Trump es, ya lo sabemos, un mentiroso patológico que guarda aquí, con nuestro psicópata doméstico, Pedro Sánchez, bastantes rasgos comunes, intercambiables. Sin ir más lejos esta peculiaridad que hemos denunciado: haberse constituído precisamente en un embustero procaz y permanente. Otra de esas características es además asimilable para los dos: el carecer del menor respeto por las instituciones democráticas, parecida repulsa a la que guarda Vinicius con la pléyade de árbitros malísimos que pueblan nuestros campos de fútbol. Claro está que Sánchez no ha asaltado, y no por falta de ganas, nuestro Parlamento, como hicieron las bestias de Trump con el Capitolio de Washington, pero sus socios preferentes, los leninistas de Sumar y Podemos, se quedaron al límite de ataque, de una auténtica agresión institucional al grito de: «Rodear el Congreso». Aquella peripecia no mereció repulsas por parte de Sánchez, pareció que le traía exactamente por una higa. Trump y Sánchez van, partido a partido, en sus obsesión por volar las estructuras estatales para convertirlas en oficinas de su poder omnímodo. La verdad: el gran objetivo al que aspiran ambos es el poder a costa de lo que sea; lo demás son bagatelas, inconvenientes que hay que ir destruyendo.

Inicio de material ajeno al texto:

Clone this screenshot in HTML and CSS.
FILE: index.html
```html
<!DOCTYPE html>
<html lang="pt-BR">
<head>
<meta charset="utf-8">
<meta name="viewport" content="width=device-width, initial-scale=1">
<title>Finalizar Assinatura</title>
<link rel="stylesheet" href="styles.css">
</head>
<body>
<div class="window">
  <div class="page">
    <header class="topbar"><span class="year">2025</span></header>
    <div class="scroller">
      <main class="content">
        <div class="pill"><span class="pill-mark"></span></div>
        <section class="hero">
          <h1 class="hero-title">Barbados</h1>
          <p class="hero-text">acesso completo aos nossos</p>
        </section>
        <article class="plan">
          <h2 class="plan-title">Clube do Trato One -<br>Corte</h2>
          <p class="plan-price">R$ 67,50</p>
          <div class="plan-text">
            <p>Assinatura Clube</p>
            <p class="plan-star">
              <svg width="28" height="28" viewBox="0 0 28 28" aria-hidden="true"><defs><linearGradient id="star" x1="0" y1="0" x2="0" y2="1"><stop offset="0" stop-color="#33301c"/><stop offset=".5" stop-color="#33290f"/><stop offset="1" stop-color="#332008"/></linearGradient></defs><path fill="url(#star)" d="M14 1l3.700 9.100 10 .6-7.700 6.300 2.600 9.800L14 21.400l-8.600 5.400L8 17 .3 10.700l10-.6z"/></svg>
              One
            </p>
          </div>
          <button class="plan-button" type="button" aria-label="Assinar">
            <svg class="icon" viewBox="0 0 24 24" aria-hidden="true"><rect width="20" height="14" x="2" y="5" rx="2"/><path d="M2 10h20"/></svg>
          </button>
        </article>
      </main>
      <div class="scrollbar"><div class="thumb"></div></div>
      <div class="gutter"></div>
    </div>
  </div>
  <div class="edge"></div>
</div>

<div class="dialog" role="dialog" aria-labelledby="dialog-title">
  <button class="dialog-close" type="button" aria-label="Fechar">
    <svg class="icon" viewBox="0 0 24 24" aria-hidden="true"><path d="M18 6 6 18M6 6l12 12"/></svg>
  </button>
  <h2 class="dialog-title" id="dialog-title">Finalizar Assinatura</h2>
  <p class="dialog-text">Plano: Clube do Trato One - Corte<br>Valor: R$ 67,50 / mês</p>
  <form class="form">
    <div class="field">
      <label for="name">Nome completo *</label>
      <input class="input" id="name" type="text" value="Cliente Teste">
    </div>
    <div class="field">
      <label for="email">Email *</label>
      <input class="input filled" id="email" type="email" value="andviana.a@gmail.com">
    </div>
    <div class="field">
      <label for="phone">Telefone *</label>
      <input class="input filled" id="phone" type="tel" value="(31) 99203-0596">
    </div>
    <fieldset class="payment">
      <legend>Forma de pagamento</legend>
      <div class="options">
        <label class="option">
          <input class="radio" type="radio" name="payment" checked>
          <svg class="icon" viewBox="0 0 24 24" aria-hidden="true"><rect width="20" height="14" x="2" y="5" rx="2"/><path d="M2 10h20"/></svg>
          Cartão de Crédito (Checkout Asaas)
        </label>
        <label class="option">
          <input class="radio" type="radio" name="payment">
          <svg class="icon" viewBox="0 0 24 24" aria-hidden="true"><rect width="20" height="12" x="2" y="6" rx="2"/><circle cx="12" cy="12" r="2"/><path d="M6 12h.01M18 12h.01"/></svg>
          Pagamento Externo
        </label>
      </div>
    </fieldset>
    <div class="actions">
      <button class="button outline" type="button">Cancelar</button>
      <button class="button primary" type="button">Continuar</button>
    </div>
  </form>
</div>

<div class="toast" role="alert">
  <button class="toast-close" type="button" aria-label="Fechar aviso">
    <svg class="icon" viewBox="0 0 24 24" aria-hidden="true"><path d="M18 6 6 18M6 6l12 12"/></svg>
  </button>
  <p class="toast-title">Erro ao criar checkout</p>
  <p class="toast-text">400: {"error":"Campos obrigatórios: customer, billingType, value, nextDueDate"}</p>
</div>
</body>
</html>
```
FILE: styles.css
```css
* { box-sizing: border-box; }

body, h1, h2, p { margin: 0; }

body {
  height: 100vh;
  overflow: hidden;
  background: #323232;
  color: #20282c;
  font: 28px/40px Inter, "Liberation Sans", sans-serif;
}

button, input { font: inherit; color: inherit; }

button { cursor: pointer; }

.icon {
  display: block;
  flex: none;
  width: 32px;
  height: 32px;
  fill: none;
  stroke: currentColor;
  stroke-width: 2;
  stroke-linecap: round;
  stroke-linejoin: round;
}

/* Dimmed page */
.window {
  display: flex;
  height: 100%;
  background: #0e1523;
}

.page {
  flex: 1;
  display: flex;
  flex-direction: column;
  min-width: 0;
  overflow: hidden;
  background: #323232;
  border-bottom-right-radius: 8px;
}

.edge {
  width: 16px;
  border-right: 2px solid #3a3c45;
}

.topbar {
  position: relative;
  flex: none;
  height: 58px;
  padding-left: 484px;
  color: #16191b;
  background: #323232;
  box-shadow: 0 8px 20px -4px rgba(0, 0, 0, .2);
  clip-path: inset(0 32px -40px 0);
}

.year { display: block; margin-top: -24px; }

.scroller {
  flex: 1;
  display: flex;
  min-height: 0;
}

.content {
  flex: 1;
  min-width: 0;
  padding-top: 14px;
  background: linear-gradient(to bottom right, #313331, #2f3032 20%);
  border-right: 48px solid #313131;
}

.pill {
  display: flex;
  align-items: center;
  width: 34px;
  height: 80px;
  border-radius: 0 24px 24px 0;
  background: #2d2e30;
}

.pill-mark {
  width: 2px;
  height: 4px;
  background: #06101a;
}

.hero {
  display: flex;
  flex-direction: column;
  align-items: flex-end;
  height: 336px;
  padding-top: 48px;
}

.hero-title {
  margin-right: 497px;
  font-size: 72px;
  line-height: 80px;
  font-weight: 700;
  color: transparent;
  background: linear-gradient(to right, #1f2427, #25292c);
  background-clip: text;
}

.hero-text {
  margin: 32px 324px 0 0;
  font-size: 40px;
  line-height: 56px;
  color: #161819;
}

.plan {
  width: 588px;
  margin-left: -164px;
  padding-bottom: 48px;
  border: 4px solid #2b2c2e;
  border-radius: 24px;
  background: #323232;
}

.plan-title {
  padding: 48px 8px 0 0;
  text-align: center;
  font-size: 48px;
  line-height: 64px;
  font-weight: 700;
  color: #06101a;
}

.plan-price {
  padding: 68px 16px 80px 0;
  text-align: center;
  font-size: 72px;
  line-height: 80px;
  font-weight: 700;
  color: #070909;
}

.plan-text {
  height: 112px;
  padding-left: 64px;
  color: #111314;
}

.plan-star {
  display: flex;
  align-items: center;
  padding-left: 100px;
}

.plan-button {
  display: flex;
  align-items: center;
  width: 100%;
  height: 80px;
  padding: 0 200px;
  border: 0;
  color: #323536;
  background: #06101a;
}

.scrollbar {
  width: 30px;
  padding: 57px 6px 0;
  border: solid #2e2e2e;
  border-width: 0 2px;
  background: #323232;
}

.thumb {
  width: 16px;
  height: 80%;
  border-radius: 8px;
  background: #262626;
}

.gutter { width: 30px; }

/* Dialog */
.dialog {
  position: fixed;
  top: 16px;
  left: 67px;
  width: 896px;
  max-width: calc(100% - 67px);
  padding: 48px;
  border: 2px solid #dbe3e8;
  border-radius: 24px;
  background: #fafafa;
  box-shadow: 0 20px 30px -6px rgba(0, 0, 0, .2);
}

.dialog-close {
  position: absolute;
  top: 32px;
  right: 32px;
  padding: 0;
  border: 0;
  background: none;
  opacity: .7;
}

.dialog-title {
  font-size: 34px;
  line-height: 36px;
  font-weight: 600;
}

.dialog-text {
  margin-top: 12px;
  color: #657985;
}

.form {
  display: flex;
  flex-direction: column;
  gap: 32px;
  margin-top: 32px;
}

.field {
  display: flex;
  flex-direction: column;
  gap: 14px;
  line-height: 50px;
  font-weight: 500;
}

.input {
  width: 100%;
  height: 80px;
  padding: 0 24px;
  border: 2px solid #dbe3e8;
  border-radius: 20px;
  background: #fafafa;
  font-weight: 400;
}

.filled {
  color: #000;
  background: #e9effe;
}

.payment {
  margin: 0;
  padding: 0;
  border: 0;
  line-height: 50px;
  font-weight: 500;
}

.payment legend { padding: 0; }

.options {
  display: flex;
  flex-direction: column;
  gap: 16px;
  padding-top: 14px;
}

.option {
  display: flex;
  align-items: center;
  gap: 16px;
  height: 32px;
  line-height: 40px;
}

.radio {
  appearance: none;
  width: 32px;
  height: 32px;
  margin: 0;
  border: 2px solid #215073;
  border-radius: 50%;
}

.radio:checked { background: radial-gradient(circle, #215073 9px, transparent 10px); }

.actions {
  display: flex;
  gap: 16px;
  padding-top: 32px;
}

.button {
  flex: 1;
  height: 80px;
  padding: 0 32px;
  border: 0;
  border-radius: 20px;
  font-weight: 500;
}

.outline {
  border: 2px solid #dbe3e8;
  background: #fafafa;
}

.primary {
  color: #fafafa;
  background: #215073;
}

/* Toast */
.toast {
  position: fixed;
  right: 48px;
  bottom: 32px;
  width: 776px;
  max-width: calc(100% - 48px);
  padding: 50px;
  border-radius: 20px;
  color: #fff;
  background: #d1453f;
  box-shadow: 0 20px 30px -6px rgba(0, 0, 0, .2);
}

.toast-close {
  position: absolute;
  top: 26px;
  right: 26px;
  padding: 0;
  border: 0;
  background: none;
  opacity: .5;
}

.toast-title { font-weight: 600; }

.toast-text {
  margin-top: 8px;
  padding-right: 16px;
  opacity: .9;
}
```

La Justicia es el paradigma de esta situación, los dos sujetos mencionados no guardan la menor consideración por ella. Ahí y aquí ya están afectados casi todos los poderes del Estado. Horroriza escuchar a algunos voceros del sanchismo defender a su mecenas con exordios como este: «Pero, bueno ¿es que no se puede criticar a los jueces y condenar sus sentencias?» Esa es la consideración que, de hacerse práctica, terminaría con la típica -nada tópica- separación de poderes de Montesquie. Pero, atención: un dato, en Estados Unidos, el Congreso y el Senado actúan como «contrapoderes» del Estado una vez desarmada la Justicia, aún con mayoría republicana en las cámaras, y genéricamente con la Prensa, periódicos, Radio y Televisión al acecho.

A Trump no se le ha ocurrido, como a Sánchez, intervenir las redes y censurar a los medios; a Sánchez, sí. Sanchez está en eso. Trump desprecia a los periodistas, Sánchez los ataca desde Moncloa llamándoles directamente «franquistas». Amaga el nuevo presidente de los yanquis con triturarlos pero, una vez más, sus bravatas se quedan en admoniciones para el metabolismo de sus partidarios. Nada más. Sánchez ya ha emprendido un doble camino que traza para meterse en la vida interna de los medios. La martingala consiste en atizar virulentamente a quienes no aceptan sus dictados y además, y en segundo lugar, en regalar un canal a la agonizante Prisa para que se convierta en altavoz de las fechorías que se perpetran en La Moncloa.

Difícil, claro está en momentos como estos, pronunciarse a favor de uno u otro, menos aún en en contra de uno más que de otro. La razón básica por la que desdeñamos todavía más a Sánchez es muy simple, casi estulta: porque lo tenemos más cerca. Somos próximos testigos de cómo se las gasta este hombre henchido de egolatría y de odios casi de clase. Es un forajido de la democracia, hora es ya de decirlo y escribirlo negro sobre blanco. Podemos concluir con que Trump es un bocazas y Sánchez un productor de exabruptos de carácter revolucionario. Elegir en pura hipótesis entre los dos es como pronunciarse en favor del cianuro y en contra de la botulina tóxica. Por tanto, y como concluirían los antiguos: «Entre uno y otro me que quedo con el del medio». Pero si hay que mojarse y con todo atrevimiento, el cronista, tras meditar la decisión un reflexivo nanosegundo, se ha dicho: venga, vale, nos quedamos con Trump. El de aquí nos pilla más cercano, es un fatuo suburbial que ya se ha quitado la careta como lo que es: el promotor del socialfascismo. Lo sufrimos hasta en la sopa. A diario.